Low RTP + High Volatility: The trap profile. Extended losses without compensating big wins. Some jackpot slots fall here—massive potential payouts funded by poor base game returns.

Recognizing which combination you're playing changes everything. That "generous" slot paying frequent wins might be low RTP bleeding you slowly. That "stingy" game eating your bankroll might be high RTP waiting to deliver.

Bankroll Implications

Your bankroll should match volatility, not RTP. High volatility demands larger reserves to survive inevitable dry spells. Low volatility works with smaller stakes because variance won't destroy you before RTP manifests.

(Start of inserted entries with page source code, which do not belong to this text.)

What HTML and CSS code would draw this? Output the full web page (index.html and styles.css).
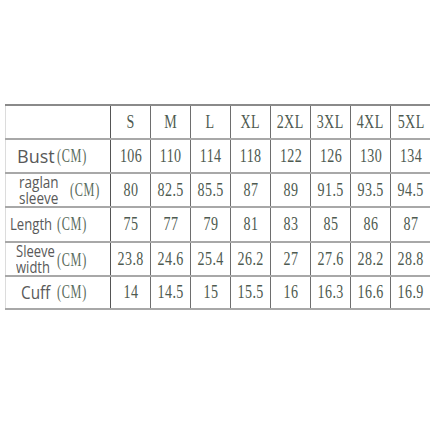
FILE: index.html
```html
<!DOCTYPE html>
<html>
<head>
<meta charset="utf-8">
<link rel="stylesheet" href="styles.css">
</head>
<body>
<div class="page">
<table class="size">
  <colgroup>
    <col class="c-lab">
    <col class="c-n"><col class="c-n"><col class="c-n"><col class="c-n">
    <col class="c-n"><col class="c-n"><col class="c-n"><col class="c-n">
  </colgroup>
  <tr class="r1">
    <td class="lab"></td>
    <td><span class="n">S</span></td>
    <td><span class="n">M</span></td>
    <td><span class="n">L</span></td>
    <td><span class="n">XL</span></td>
    <td><span class="n">2XL</span></td>
    <td><span class="n">3XL</span></td>
    <td><span class="n">4XL</span></td>
    <td><span class="n">5XL</span></td>
  </tr>
  <tr class="r2">
    <td class="lab"><div class="lw"><span class="t t-bust">Bust</span><span class="cm">(CM)</span></div></td>
    <td><span class="n">106</span></td>
    <td><span class="n">110</span></td>
    <td><span class="n">114</span></td>
    <td><span class="n">118</span></td>
    <td><span class="n">122</span></td>
    <td><span class="n">126</span></td>
    <td><span class="n">130</span></td>
    <td><span class="n">134</span></td>
  </tr>
  <tr class="r3">
    <td class="lab"><div class="lw"><span class="t t-rag">raglan<br>sleeve</span><span class="cm cm-rag">(CM)</span></div></td>
    <td><span class="n">80</span></td>
    <td><span class="n">82.5</span></td>
    <td><span class="n">85.5</span></td>
    <td><span class="n">87</span></td>
    <td><span class="n">89</span></td>
    <td><span class="n">91.5</span></td>
    <td><span class="n">93.5</span></td>
    <td><span class="n">94.5</span></td>
  </tr>
  <tr class="r4">
    <td class="lab"><div class="lw"><span class="t t-len">Length</span><span class="cm">(CM)</span></div></td>
    <td><span class="n">75</span></td>
    <td><span class="n">77</span></td>
    <td><span class="n">79</span></td>
    <td><span class="n">81</span></td>
    <td><span class="n">83</span></td>
    <td><span class="n">85</span></td>
    <td><span class="n">86</span></td>
    <td><span class="n">87</span></td>
  </tr>
  <tr class="r5">
    <td class="lab"><div class="lw"><span class="t t-sw">Sleeve<br>width</span><span class="cm cm-sw">(CM)</span></div></td>
    <td><span class="n">23.8</span></td>
    <td><span class="n">24.6</span></td>
    <td><span class="n">25.4</span></td>
    <td><span class="n">26.2</span></td>
    <td><span class="n">27</span></td>
    <td><span class="n">27.6</span></td>
    <td><span class="n">28.2</span></td>
    <td><span class="n">28.8</span></td>
  </tr>
  <tr class="r6">
    <td class="lab"><div class="lw"><span class="t t-cuff">Cuff</span><span class="cm">(CM)</span></div></td>
    <td><span class="n">14</span></td>
    <td><span class="n">14.5</span></td>
    <td><span class="n">15</span></td>
    <td><span class="n">15.5</span></td>
    <td><span class="n">16</span></td>
    <td><span class="n">16.3</span></td>
    <td><span class="n">16.6</span></td>
    <td><span class="n">16.9</span></td>
  </tr>
</table>
</div>
</body>
</html>
```
FILE: styles.css
```css
html, body {
  margin: 0;
  padding: 0;
  background: #ffffff;
}
.page {
  width: 430px;
  height: 430px;
  padding-top: 104px;
  padding-left: 5px;
  box-sizing: border-box;
  overflow: hidden;
}
.size {
  border-collapse: collapse;
  table-layout: fixed;
  width: 425px;
}
.c-lab { width: 105px; }
.c-n { width: 40px; }
.size td {
  padding: 0;
  border-left: 1px solid #6e6e6e;
  border-top: 2px solid #a8a8a8;
  border-bottom: 2px solid #a8a8a8;
  text-align: center;
  vertical-align: middle;
  color: #4e5a50;
  overflow: hidden;
}
.size td.lab {
  border-left: 1px solid #dcdcdc;
  border-right: 1px solid #555;
  text-align: left;
  overflow: visible;
}
.size tr.r1 td { border-top: 2px solid #8a8a8a; }
.r1 td { height: 31.5px; }
.r2 td { height: 32.5px; }
.r3 td { height: 31.5px; }
.r4 td { height: 32.5px; }
.r5 td { height: 31.5px; }
.r6 td { height: 31.5px; }
.n {
  display: inline-block;
  font-family: "Liberation Serif", serif;
  font-size: 19px;
  letter-spacing: 0.5px;
  transform: scaleX(0.74);
  white-space: nowrap;
  line-height: 20px;
}
.lw {
  display: flex;
  align-items: center;
  height: 100%;
}
.t {
  display: inline-block;
  font-family: "Open Sans", "Noto Sans", sans-serif;
  color: #595959;
  white-space: nowrap;
  transform-origin: left center;
  flex: none;
}
.t-bust { font-size: 18px; margin-left: 11px; }
.t-rag { font-size: 16.5px; margin-left: 13px; margin-right: -9px; line-height: 16px; transform: scaleX(0.82); }
.t-len { font-size: 16px; margin-left: 4px; margin-right: -9px; transform: scaleX(0.82); }
.t-sw { font-size: 15.5px; margin-left: 10px; margin-right: -7px; line-height: 16px; transform: scaleX(0.84); }
.t-cuff { font-size: 18px; margin-left: 15px; margin-right: -5px; transform: scaleX(0.85); }
.cm {
  display: inline-block;
  flex: 0 0 30px;
  width: 30px;
  font-family: "Liberation Serif", serif;
  font-size: 18px;
  line-height: 20px;
  color: #5a6b5c;
  letter-spacing: 1px;
  transform: scaleX(0.68);
  transform-origin: left center;
  margin-left: auto;
  margin-right: 23px;
  white-space: nowrap;
}
.cm-rag { margin-right: 10px; }
.cm-sw { position: relative; top: 1px; }
```
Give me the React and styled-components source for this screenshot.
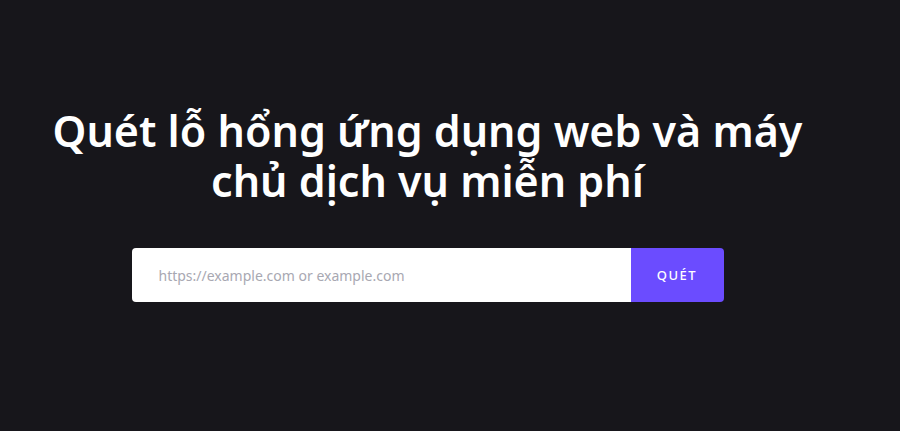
import React from "react";
import styled, { createGlobalStyle } from "styled-components";

const Global = createGlobalStyle`
  html, body { margin: 0; padding: 0; background: #17161b; }
  body { font-family: "Noto Sans", "Open Sans", sans-serif; }
  * { box-sizing: border-box; }
`;

const Page = styled.main`
  width: 855px;
  height: 431px;
  display: flex;
  flex-direction: column;
  align-items: center;
  padding-top: 106px;
`;

const Title = styled.h1`
  margin: 0;
  max-width: 790px;
  text-align: center;
  color: #ffffff;
  font-size: 43px;
  font-weight: 600;
  line-height: 50px;
`;

const SearchForm = styled.form`
  margin-top: 42px;
  display: flex;
  width: 592px;
  height: 54px;
  border-radius: 4px;
  overflow: hidden;
`;

const UrlInput = styled.input`
  flex: 1;
  border: none;
  outline: none;
  background: #ffffff;
  padding: 0 27px;
  font-family: inherit;
  font-size: 14px;
  color: #333;
  &::placeholder { color: #a8a8b2; }
`;

const ScanButton = styled.button`
  width: 93px;
  border: none;
  background: #6b4cff;
  color: #ffffff;
  font-family: inherit;
  font-size: 13px;
  letter-spacing: 1.5px;
  font-weight: 500;
  cursor: pointer;
`;

export default function App() {
  return (
    <>
      <Global />
      <Page>
        <Title>Quét lỗ hổng ứng dụng web và máy chủ dịch vụ miễn phí</Title>
        <SearchForm onSubmit={(e) => e.preventDefault()}>
          <UrlInput placeholder="https://example.com or example.com" />
          <ScanButton type="submit">QUÉT</ScanButton>
        </SearchForm>
      </Page>
    </>
  );
}
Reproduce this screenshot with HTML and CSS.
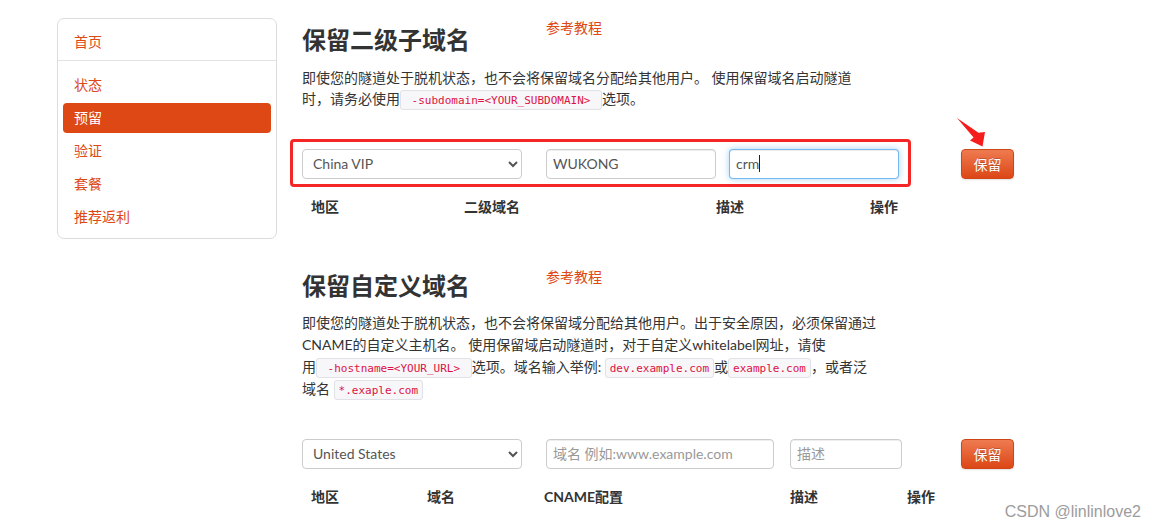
FILE: index.html
```html
<!DOCTYPE html>
<html lang="zh-CN">
<head>
<meta charset="utf-8">
<title>保留域名</title>
<link rel="stylesheet" href="styles.css">
</head>
<body>
<div class="page">
  <aside class="sidebar">
    <ul class="nav">
      <li><a class="nav-link" href="#">首页</a></li>
      <li class="nav-divider"></li>
      <li><a class="nav-link" href="#">状态</a></li>
      <li><a class="nav-link active" href="#">预留</a></li>
      <li><a class="nav-link" href="#">验证</a></li>
      <li><a class="nav-link" href="#">套餐</a></li>
      <li><a class="nav-link" href="#">推荐返利</a></li>
    </ul>
  </aside>

  <main class="main">
    <section class="section">
      <div class="title-row">
        <h2 class="title">保留二级子域名</h2>
        <a class="tutorial" href="#">参考教程</a>
      </div>
      <p class="desc desc-1">即使您的隧道处于脱机状态，也不会将保留域名分配给其他用户。 使用保留域名启动隧道<br>时，请务必使用<code class="code code-wide">-subdomain=&lt;YOUR_SUBDOMAIN&gt;</code>选项。</p>
      <div class="form-row form-row-1">
        <div class="annot-box"></div>
        <select class="control select">
          <option>China VIP</option>
        </select>
        <input class="control input in-sub" type="text" value="WUKONG">
        <div class="focus-wrap">
          <input class="control input in-desc focused" type="text" value="crm">
          <span class="caret"></span>
        </div>
        <button class="btn">保留</button>
      </div>
      <div class="labels labels-1">
        <span>地区</span><span>二级域名</span><span>描述</span><span>操作</span>
      </div>
    </section>

    <section class="section section-2">
      <div class="title-row">
        <h2 class="title title-2">保留自定义域名</h2>
        <a class="tutorial" href="#">参考教程</a>
      </div>
      <p class="desc desc-2">即使您的隧道处于脱机状态，也不会将保留域分配给其他用户。出于安全原因，必须保留通过<br>CNAME的自定义主机名。 使用保留域启动隧道时，对于自定义whitelabel网址，请使<br>用<code class="code code-wide">-hostname=&lt;YOUR_URL&gt;</code>选项。域名输入举例: <code class="code">dev.example.com</code>或<code class="code">example.com</code>，或者泛<br>域名 <code class="code">*.exaple.com</code></p>
      <div class="form-row form-row-2">
        <select class="control select">
          <option>United States</option>
        </select>
        <input class="control input in-domain" type="text" placeholder="域名 例如:www.example.com">
        <input class="control input in-desc2" type="text" placeholder="描述">
        <button class="btn btn-2">保留</button>
      </div>
      <div class="labels labels-2">
        <span>地区</span><span>域名</span><span>CNAME配置</span><span>描述</span><span>操作</span>
      </div>
    </section>
  </main>
</div>

<svg class="arrow" width="45" height="45" viewBox="0 0 45 45" aria-hidden="true">
  <polygon points="7,8 28.5,22.8 35,22 32.5,36.5 20,30.5 23.6,27.6" fill="#f41c1c"/>
</svg>

<div class="watermark">CSDN @linlinlove2</div>
</body>
</html>
```

FILE: styles.css
```css
* { box-sizing: border-box; }

html, body {
  margin: 0;
  padding: 0;
  background: #fff;
}

body {
  font-family: "Lato", "Noto Sans CJK SC", sans-serif;
  font-size: 14px;
  color: #333;
}

.page {
  display: flex;
  align-items: flex-start;
  gap: 25px;
  padding: 18px 0 0 57px;
}

/* sidebar */
.sidebar {
  width: 220px;
  flex: none;
  border: 1px solid #dcdcdc;
  border-radius: 7px;
  padding: 8px 5px 6px;
}

.nav {
  list-style: none;
  margin: 0;
  padding: 0;
}

.nav-link {
  display: block;
  padding: 5px 11px;
  line-height: 20px;
  height: 30px;
  margin-bottom: 3px;
  color: #dd4814;
  text-decoration: none;
  border-radius: 4px;
}

.nav li:last-child .nav-link { margin-bottom: 0; }

.nav-link.active {
  background: #dd4814;
  color: #fff;
}

.nav-divider {
  height: 1px;
  background: #e3e3e3;
  margin: 1px -5px 9px;
}

/* main */
.main {
  width: 760px;
  flex: none;
}

.title-row {
  display: flex;
  align-items: flex-start;
}

.title {
  width: 244px;
  margin: 8px 0 0;
  font-size: 24px;
  line-height: 28.8px;
  font-weight: 700;
  color: #333;
}

.title-2 { margin-top: 5px; }

.tutorial {
  line-height: 20px;
  color: #dd4814;
  text-decoration: none;
}

.desc {
  margin: 12px 0 0;
  line-height: 21px;
  color: #333;
  white-space: nowrap;
}

.desc-2 {
  margin-top: 11px;
  line-height: 22px;
}

.code {
  font-family: "DejaVu Sans Mono", "Liberation Mono", monospace;
  font-size: 11px;
  line-height: 1;
  color: #dd1144;
  background: #f7f7f9;
  border: 1px solid #e1e1e8;
  border-radius: 3px;
  padding: 3px 4px 2px;
}

.code-wide { padding: 3px 10.6px 2px; }

/* forms */
.form-row {
  position: relative;
  display: flex;
  align-items: center;
  height: 30px;
}

.form-row-1 { margin-top: 40px; }
.form-row-2 { margin-top: 39px; }

.annot-box {
  position: absolute;
  left: -12px;
  top: -10px;
  width: 621px;
  height: 48px;
  border: 3px solid #f52626;
  border-radius: 4px;
  pointer-events: none;
}

.control {
  height: 30px;
  font-family: "Lato", "Noto Sans CJK SC", sans-serif;
  font-size: 14px;
  color: #555;
  background: #fff;
  border: 1px solid #cccccc;
  border-radius: 4px;
  box-shadow: inset 0 1px 1px rgba(0, 0, 0, 0.075);
  outline: none;
}

.select {
  width: 220px;
  padding: 4px 6px;
  margin-right: 24px;
  box-shadow: none;
}

.input {
  padding: 4px 6px;
}

.input::placeholder { color: #999; }

.in-sub { width: 170px; margin-right: 13px; }

.focus-wrap {
  position: relative;
  margin-right: 62px;
}

.in-desc { width: 170px; display: block; }

.focused {
  border-color: rgba(82, 168, 236, 0.8);
  box-shadow: inset 0 1px 1px rgba(0, 0, 0, 0.075), 0 0 6px rgba(82, 168, 236, 0.5);
}

.caret {
  position: absolute;
  left: 30px;
  top: 6px;
  width: 1px;
  height: 17px;
  background: #222;
}

.in-domain { width: 228px; margin-right: 16px; }
.in-desc2 { width: 112px; margin-right: 59px; }

.btn {
  width: 53px;
  height: 30px;
  padding: 0;
  font-family: "Lato", "Noto Sans CJK SC", sans-serif;
  font-size: 14px;
  color: #fff;
  background: linear-gradient(to bottom, #ef7b51, #dc4716);
  border: 1px solid #cf4616;
  border-radius: 4px;
  text-shadow: 0 -1px 0 rgba(0, 0, 0, 0.2);
  box-shadow: 0 1px 2px rgba(0, 0, 0, 0.12);
}

/* labels */
.labels {
  display: grid;
  margin-top: 18px;
  line-height: 20px;
  font-weight: 700;
  color: #333;
}

.labels span { padding-left: 9px; }

.labels-1 { grid-template-columns: 153px 252px 154px auto; }
.labels-2 { grid-template-columns: 116px 117px 246px 117px auto; }

.section-2 { margin-top: 50px; }

/* annotation & watermark overlays */
.arrow {
  position: absolute;
  left: 950px;
  top: 110px;
}

.watermark {
  position: absolute;
  right: 16px;
  top: 502px;
  font-family: "Liberation Sans", Arial, sans-serif;
  font-size: 16px;
  line-height: 20px;
  color: #9c9c9c;
  text-shadow: 0 0 1px #fff;
}
```
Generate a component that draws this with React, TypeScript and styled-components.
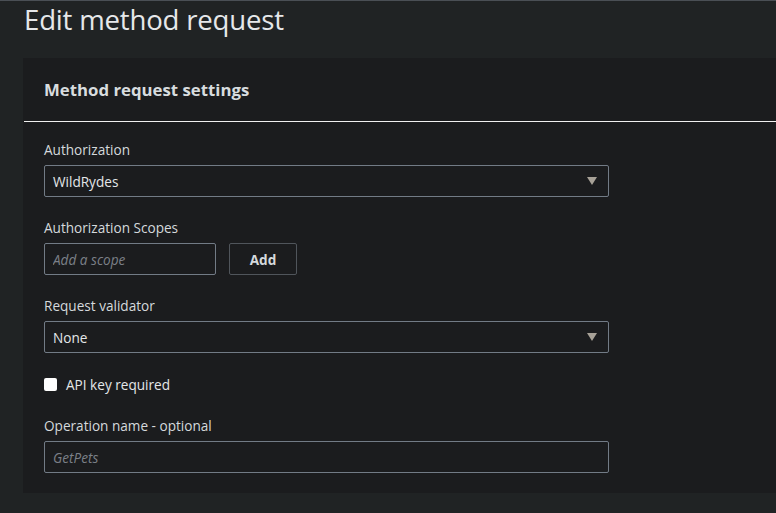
import React from "react";
import styled, { createGlobalStyle } from "styled-components";

const Global = createGlobalStyle`
  html, body { margin: 0; padding: 0; background: #202324; }
  body { font-family: "Open Sans", "Noto Sans", Arial, sans-serif; }
  * { box-sizing: border-box; }
`;

const Page = styled.div`
  width: 776px;
  height: 513px;
  overflow: hidden;
  background: #202324;
  border-top: 1px solid #4a4f55;
  padding-left: 23px;
`;

const Title = styled.h1`
  margin: 0;
  padding: 0 0 0 1px;
  height: 57px;
  font-size: 27.6px;
  line-height: 36px;
  font-weight: 400;
  color: #e6e8ea;
  letter-spacing: -0.2px;
`;

const Card = styled.section`
  width: 780px;
  background: #1b1c1e;
  height: 435px;
`;

const CardHeader = styled.header`
  height: 64px;
  display: flex;
  align-items: center;
  padding-left: 21px;
  border-bottom: 1px solid #f0f0f0;
  margin-left: 1px;
`;

const HeaderTitle = styled.h2`
  margin: 0;
  font-size: 16.8px;
  font-weight: 700;
  color: #d8dcdf;
  margin-left: -1px;
`;

const Body = styled.div`
  padding: 18px 0 0 21px;
  display: flex;
  flex-direction: column;
`;

const Field = styled.div<{ $mb?: number }>`
  display: flex;
  flex-direction: column;
  margin-bottom: ${(p) => p.$mb ?? 21}px;
`;

const Label = styled.label`
  font-size: 13.6px;
  line-height: 20px;
  color: #d5d9dc;
  margin-bottom: 5px;
`;

const SelectBox = styled.div`
  width: 565px;
  height: 32px;
  border: 1px solid #727b86;
  border-radius: 2px;
  display: flex;
  align-items: center;
  justify-content: space-between;
  padding: 0 11px 0 8px;
  font-size: 13.6px;
  color: #e4e7e9;
`;

const Arrow = styled.span`
  width: 0;
  height: 0;
  border-left: 5px solid transparent;
  border-right: 5px solid transparent;
  border-top: 8px solid #a7a197;
`;

const Row = styled.div`
  display: flex;
  gap: 13px;
`;

const TextInput = styled.input<{ $w: number }>`
  width: ${(p) => p.$w}px;
  height: 32px;
  border: 1px solid #727b86;
  border-radius: 2px;
  background: transparent;
  padding: 0 8px;
  font-family: inherit;
  font-size: 13.6px;
  color: #e4e7e9;
  outline: none;
  &::placeholder {
    color: #7b8088;
    font-style: italic;
  }
`;

const Button = styled.button`
  width: 68px;
  height: 32px;
  border: 1px solid #50555b;
  border-radius: 2px;
  background: transparent;
  font-family: inherit;
  font-size: 13.6px;
  font-weight: 700;
  color: #d5d9dc;
`;

const CheckRow = styled.label`
  display: flex;
  align-items: center;
  gap: 9px;
  font-size: 13.6px;
  line-height: 19px;
  color: #e4e7e9;
  margin-top: 5px;
  margin-bottom: 22px;
`;

const Box = styled.span`
  width: 13px;
  height: 13px;
  background: #ffffff;
  border-radius: 2px;
`;

export default function App() {
  return (
    <>
      <Global />
      <Page>
        <Title>Edit method request</Title>
        <Card>
          <CardHeader>
            <HeaderTitle>Method request settings</HeaderTitle>
          </CardHeader>
          <Body>
            <Field>
              <Label>Authorization</Label>
              <SelectBox>
                <span>WildRydes</span>
                <Arrow />
              </SelectBox>
            </Field>
            <Field>
              <Label>Authorization Scopes</Label>
              <Row>
                <TextInput $w={172} placeholder="Add a scope" />
                <Button>Add</Button>
              </Row>
            </Field>
            <Field $mb={17}>
              <Label>Request validator</Label>
              <SelectBox>
                <span>None</span>
                <Arrow />
              </SelectBox>
            </Field>
            <CheckRow>
              <Box />
              API key required
            </CheckRow>
            <Field>
              <Label>Operation name - optional</Label>
              <TextInput $w={565} placeholder="GetPets" />
            </Field>
          </Body>
        </Card>
      </Page>
    </>
  );
}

Many players at new crypto casinos gravitate toward high-volatility slots because crypto deposits often come in larger amounts—the bankroll cushion already exists, making variance tolerable rather than threatening.

The calculation: high volatility typically requires 200-300x your bet size in session bankroll. Low volatility functions adequately with 50-100x. Ignore this relationship and you'll bust before mathematics has any chance to work in your favor.

Choosing Based on Goals

What do you want from a session? The answer determines optimal RTP/volatility combinations.

Maximum playtime: Low volatility, highest RTP available. You're optimizing for spins per dollar.

Big win potential: High volatility, acceptable RTP. You're trading consistency for upside.

Balanced entertainment: Medium volatility, high RTP. Neither extreme, reasonable sustainability.

Jackpot chasing: High volatility, accept lower RTP. The progressive contribution has to come from somewhere.

The Practical Takeaway

Check both numbers before playing. RTP tells you long-term cost. Volatility tells you short-term experience. Together, they reveal whether a slot matches your bankroll, goals, and risk tolerance.

Ignoring either metric means gambling blind. Understanding both means choosing games deliberately—and enjoying sessions that actually match your expectations.